Icons and images for iPhone and iPad
When designing interfaces for iPhone and iPad, creating image assets at exactly the right size is critical to creating the best possible visual effect in the user interface. It can be easy starting with a blank canvas for yet another design to become too reliant on templates, previously used assets or conversion tools and overlook the fact that very small moves away from the guidelines provided by Apple can result in vastly inferior results.

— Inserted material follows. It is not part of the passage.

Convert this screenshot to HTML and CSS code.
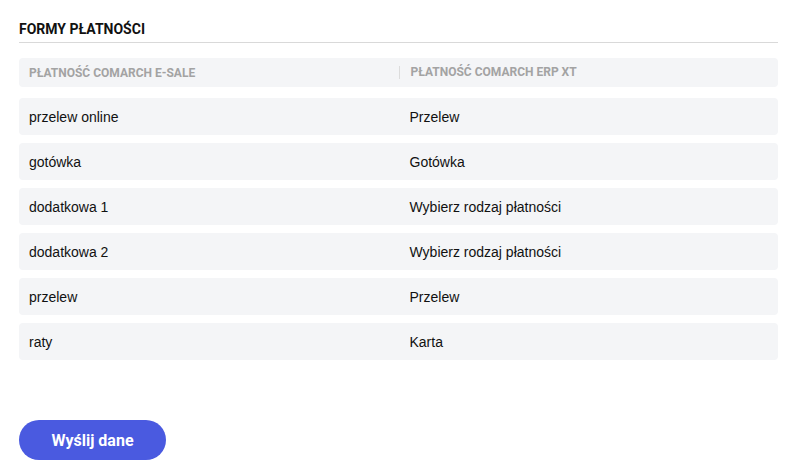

For instance, the excellent Unretiner utility (formerly Unretina) – available free from the Mac App Store – can be a great time saver in that it allows a designer to produce purely “@2x” high-res images for the iPhone 4 Retina display, and then simply drag and drop them on to Unretiner to produce low-res images renamed accordingly for non-Retina displays. However, as with all such tools, it’s critical to understand when to use Unretiner and when to recreate images by hand (by which I mean, sub-standard results aren’t the fault of Unretiner but of inappropriate usage of the tool). Unsurprisingly, all icons should be re-created by hand at the required size, but often other interface assets such as buttons or table-row backgrounds also benefit from bespoke creation at the correct sizes, and can gain significant clarity and vividness.
It’s a shame Apple don’t produce easy to print “cheat sheets” of the iOS guidelines as I’m sure this would increase adoption of the positive parts of the guidelines rather than them often getting lost amongst the sometimes overly generalised parts. A good place to start to ensure optimum image production for interfaces is the Custom Icon and Image Creation Guidelines.